Lorsqu’on en fait une lecture au premier degré, le roman peut être décevant. Pour un lecteur non habitué à lire des œuvres crues, l’auteur, journaliste de profession, ne fait preuve d’aucune gêne. Selon le principal intéressé, l’opus a été rédigé alors qu’il était sans contrat, ce qui lui a permis de ne pas s’autocensurer tel qu’il le fait dans ses écrits journalistiques. Cependant, ce n’est pas le problème principal que l’on peut rencontrer avec l’œuvre. Le personnage est peu sympathique, l’œuvre trop courte, et le développement des personnages faible. De plus, le langage est très familier et la prémisse tirée par les cheveux. Ce roman met en scène une conspiration farfelue s’articulant autour d’un protagoniste au langage de bûcheron. 

L’absurde comme commentaire social

Cependant, le timing du roman lui donne une nouvelle importance, et peut porter le lecteur à avoir une solide réflexion sur l’état de la société québécoise, notamment sur les relations hommes-femmes. Après le  hashtag  des agressions non-dénoncées et les Jian Ghomeshi de ce monde, ce sont les agressions sur les campus universitaires qui dominent désormais les conversations sociales, entre les initiations à caractère déplorable à l’Université d’Ottawa, des intrusions dans les résidences de l’Université Laval et enfin une accusation d’agression sexuelle contre le député Gerry Sklavounos. 

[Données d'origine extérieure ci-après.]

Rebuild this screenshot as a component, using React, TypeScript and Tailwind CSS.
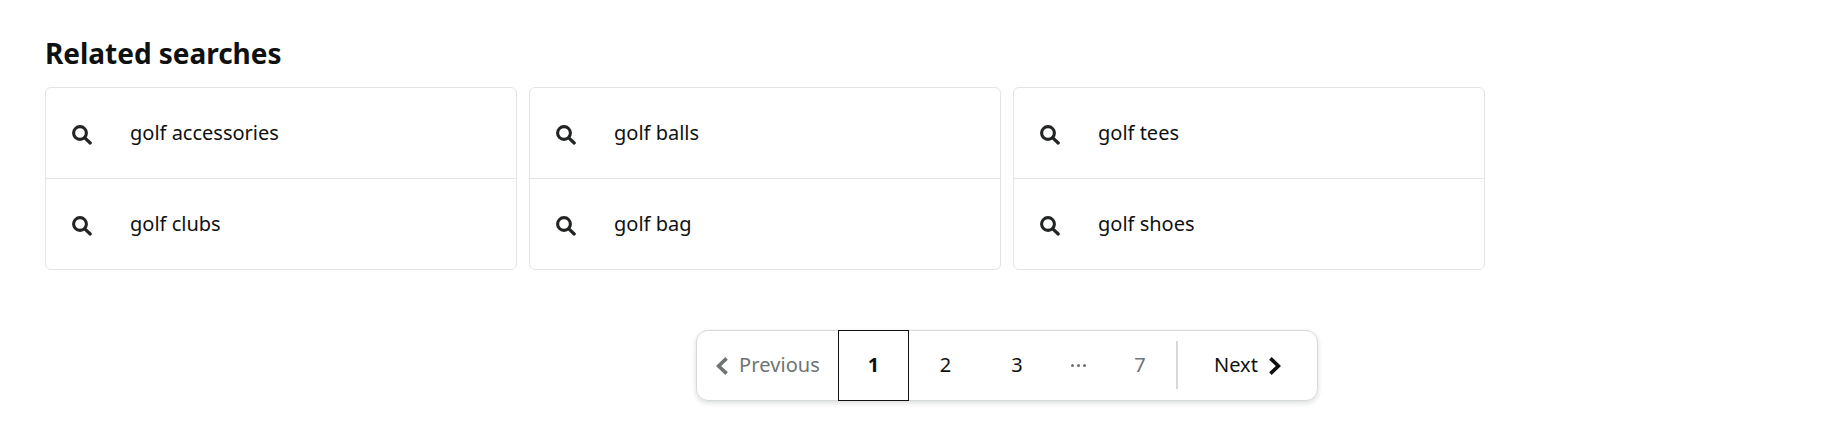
import React from 'react';

const columns = [
  ['golf accessories', 'golf clubs'],
  ['golf balls', 'golf bag'],
  ['golf tees', 'golf shoes'],
];

function SearchIcon() {
  return (
    <svg className="h-5 w-5 shrink-0" viewBox="0 0 20 20" fill="none" stroke="#222424">
      <circle cx="8" cy="8" r="6.4" strokeWidth="3.1" />
      <path d="M12.8 12.8 L18.2 18" strokeWidth="3.2" strokeLinecap="round" />
    </svg>
  );
}

function Chevron({ direction }: { direction: 'left' | 'right' }) {
  return (
    <svg className="h-[18px] w-3 shrink-0" viewBox="0 0 12 18" fill="none" stroke="currentColor" strokeWidth="3.6">
      <path d={direction === 'left' ? 'M10.6 1.4 L2.6 9 L10.6 16.6' : 'M1.4 1.4 L9.4 9 L1.4 16.6'} />
    </svg>
  );
}

export default function App() {
  return (
    <div className="h-[427px] bg-white pl-[45px] pt-8 font-['Noto_Sans',sans-serif] text-[#0f1111]">
      <h2 className="h-[55px] text-[28px] leading-[43px] font-bold tracking-[-0.03px] whitespace-nowrap">Related searches</h2>

      <div className="grid w-[1440px] grid-cols-3 gap-3">
        {columns.map((items) => (
          <div key={items[0]} className="divide-y divide-[#e3e5e5] rounded-md border border-[#e3e5e5]">
            {items.map((item, i) => (
              <a key={item} className={`flex items-center pl-[26px] ${i === 0 ? 'h-[91px]' : 'h-[90px]'}`}>
                <span className="pt-1"><SearchIcon /></span>
                <span className="ml-[38px] text-[20px] leading-7">{item}</span>
              </a>
            ))}
          </div>
        ))}
      </div>

      <nav className="mt-[60px] ml-[651px] flex h-[71px] w-[622px] items-center rounded-xl border border-[#d5d9d9] text-[20px] leading-7 shadow-[0_2px_5px_rgba(15,17,17,0.15)]">
        <span className="flex w-[141px] shrink-0 items-center pl-[19px] text-[#6f7373]">
          <Chevron direction="left" />
          <span className="ml-[11px] pb-0.5 tracking-[0.1px]">Previous</span>
        </span>
        <span className="-my-px flex h-[71px] w-[71px] shrink-0 items-center justify-center border border-[#0f1111] pb-0.5 font-bold">1</span>
        <a className="w-[73px] shrink-0 pb-0.5 text-center">2</a>
        <a className="w-[70px] shrink-0 pb-0.5 text-center">3</a>
        <span className="flex w-[52px] shrink-0 justify-center gap-[3px]">
          <i className="h-[3px] w-[3px] rounded-full bg-[#6f7373]" />
          <i className="h-[3px] w-[3px] rounded-full bg-[#6f7373]" />
          <i className="h-[3px] w-[3px] rounded-full bg-[#6f7373]" />
        </span>
        <span className="w-[72px] shrink-0 pb-0.5 text-center text-[#6f7373]">7</span>
        <span className="-mt-px h-12 w-0.5 shrink-0 bg-[#d5d9d9]" />
        <a className="flex items-center pl-9">
          <span className="w-[46px] pb-0.5">Next</span>
          <span className="ml-[9px] flex"><Chevron direction="right" /></span>
        </a>
      </nav>
    </div>
  );
}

Dans cette optique, on peut comprendre l’intention de l’auteur. Il pousse l’enveloppe jusqu’au bout, va dans le politiquement incorrect, et critique que certains hommes voient encore les femmes comme des objets. L’absurdité rappelle celle de Jonathan Swift au 19e siècle dans son œuvre  Humble proposition, sous forme de fiction. Un univers exagéré. Il est convaincu que ne pas être féministe en 2016 défie toute logique. Si le statu quo  est maintenu, et que l’on continue d’ignorer le problème de la culture du viol, nous n’atteindrons jamais une réelle égalité homme-femme. C’est ce qu’Elfassi tente de véhiculer dans son roman. À la première lecture, il peut choquer. Mais au-delà de la première impression, on y trouve une intrigue d’actualité.